The idea for this post came to my friend and I during one lunchtime at school. One bizarre conversation led to the next until eventually we were debating (I’ll use the diplomatic term) about whether people in this day and age stay together as a couple for life. Basically, does life long love exist? It’s my opinion that it does. However my friend and others were of the impression that people nowadays do not stay together for life. Yes, I’ll admit some valid points were put forward from the “no they don’t camp”, but all of these may be explained and nullified with some simple points.
I believe it is a cultural change that is making long term relationships almost a second priority in today’s society and I believe relationships are evolving, not becoming extinct.

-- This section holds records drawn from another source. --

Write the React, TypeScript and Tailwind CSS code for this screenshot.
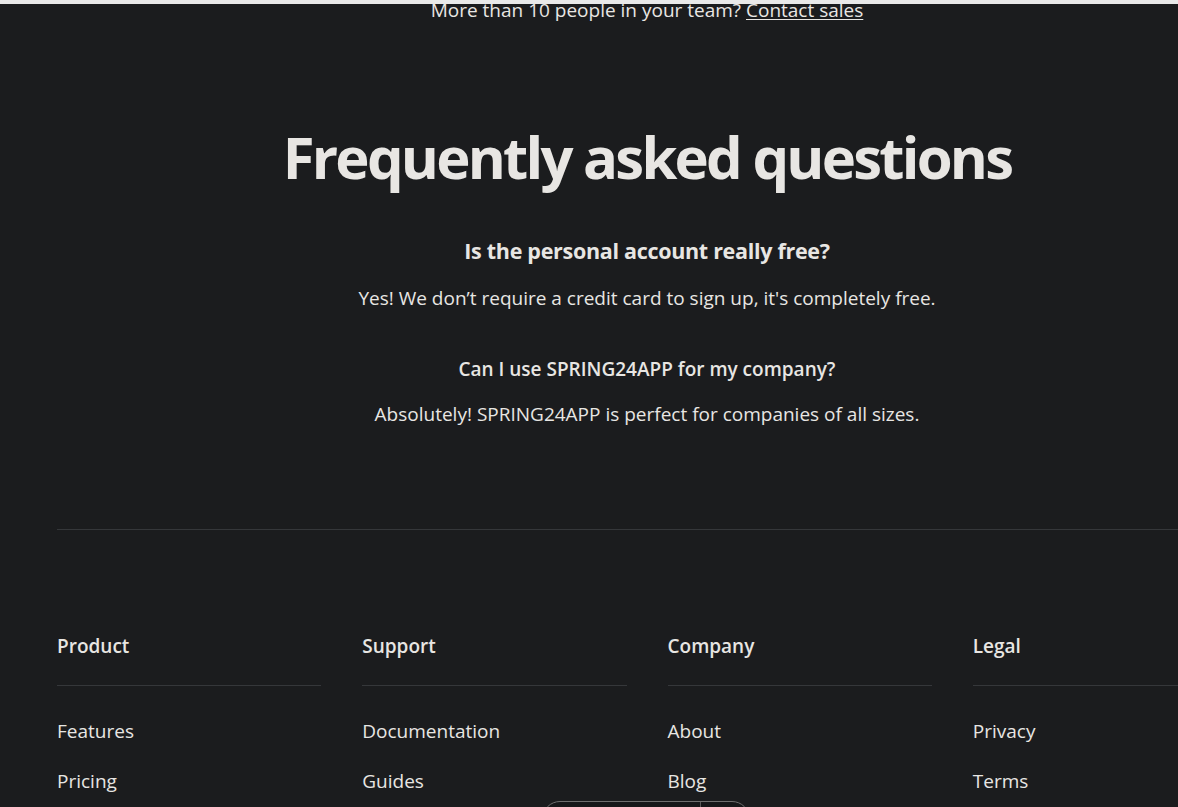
import React from "react";

const cols = [
  { title: "Product", links: ["Features", "Pricing"] },
  { title: "Support", links: ["Documentation", "Guides"] },
  { title: "Company", links: ["About", "Blog"] },
  { title: "Legal", links: ["Privacy", "Terms"] },
];

export default function App() {
  return (
    <div
      className="relative h-[807px] overflow-hidden bg-[#1b1c1e] text-[#e8e6e3]"
      style={{ fontFamily: '"Open Sans", "Noto Sans", sans-serif' }}
    >
      <div className="relative z-10 h-[4px] bg-[#e9e9e9]" />
      <div className="ml-[57px] w-[1180px]">
        <p className="-mt-[6px] text-center text-[19px] leading-[24px]">
          More than 10 people in your team?{" "}
          <a className="underline underline-offset-2">Contact sales</a>
        </p>
        <h2 className="mt-[99px] text-center text-[58px] font-bold leading-[72px] tracking-[-2.75px]">
          Frequently asked questions
        </h2>
        <div className="mt-[44px] flex flex-col items-center">
          <h3 className="text-[21.5px] font-bold leading-[28px] tracking-[-0.3px]">
            Is the personal account really free?
          </h3>
          <p className="mt-[21px] text-[19px] leading-[24px]">
            Yes! We don’t require a credit card to sign up, it's completely free.
          </p>
          <h3 className="mt-[47px] text-[19px] font-semibold leading-[24px]">
            Can I use SPRING24APP for my company?
          </h3>
          <p className="mt-[21px] text-[19px] leading-[24px]">
            Absolutely! SPRING24APP is perfect for companies of all sizes.
          </p>
        </div>
        <div className="mt-[103px] h-px bg-[#35373a]" />
        <div className="mt-[104px] grid grid-cols-4 gap-x-[41px]">
          {cols.map((c) => (
            <div key={c.title}>
              <h4 className="text-[19px] font-semibold leading-[24px]">
                {c.title}
              </h4>
              <div className="mt-[27px] h-px bg-[#35373a]" />
              <ul className="mt-[33px] flex flex-col gap-[26px]">
                {c.links.map((l) => (
                  <li key={l} className="text-[19px] leading-[24px]">
                    {l}
                  </li>
                ))}
              </ul>
            </div>
          ))}
        </div>
      </div>
      <div className="absolute left-[542px] top-[801px] flex h-[30px] w-[208px] rounded-t-[18px] border border-[#6e6e6e] bg-[#161719]">
        <div className="w-[158px] border-r border-[#5a5a5a]" />
      </div>
    </div>
  );
}
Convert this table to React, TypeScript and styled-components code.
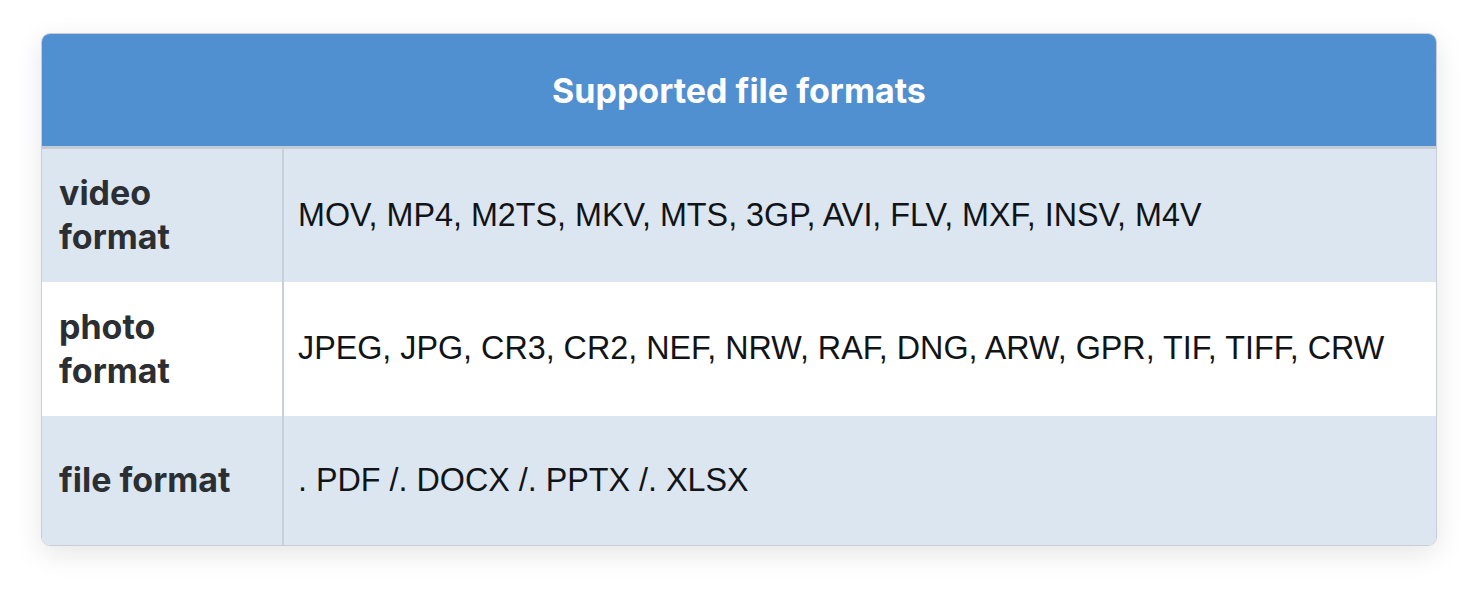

For many generations women have been second class citizens all over the world, sadly in some countries they still are. Thankfully in Ireland however there is equality for both genders. Only in the past 30 years have Irish women been able to (almost been “allowed to” to some extent) make something of themselves. This is a major change in society. Women no longer are obligated by their life or society to settle down and have children. We can educate ourselves and do whatever we want, be it owner of a massive multi-million corporation or the future Albert Einstein, preferably with a little better looks of course.
It is my opinion that society still doesn't know how to deal with this change and meanwhile keep people together. It’s no one’s fault that there is an increase in separation between couples. Eventually society will find a balance between all these changes and hopefully be a better place for it.
This however has nothing what so ever to do with people being incapable of loving each other their entire life. I believe it’s possible (yes I know, a little bit of a romantic at heart, but sure who isn't at times?). Even just to think to yourself for one minute, look at all the people you know who still love each other very much. The argument against this long lasting relationship is that it’s old fashioned. Those kinds of things were done in the “olden days”. Come on, seriously? Are you saying that our generation are incapable of it?
As a matter of fact, I think that any life long relationship that begins in this generation should be much better that one that began 100 years ago. At least now women are equal in the relationship and men also feel that they can be involved in family life without being seen to be feminine.
And yes,there is also the argument that life long love is rare. But that argument doesn't even help the opposition. Many things in life are rare. However if you’re admitting to them being rare you’re also admitting to them being real.
There is one last thing I’d like to point out. Many things are seen to popular at certain times, smoking was one of them during the 50’s. Didn't that turn out splendid?
Just because “everyone” appears to be dong the opposite of you doesn't mean what you’re dong is wrong. If you love someone then you love someone. If you spend you’re life together that’s you’re choice. It’s your choice though, not society’s, not any more.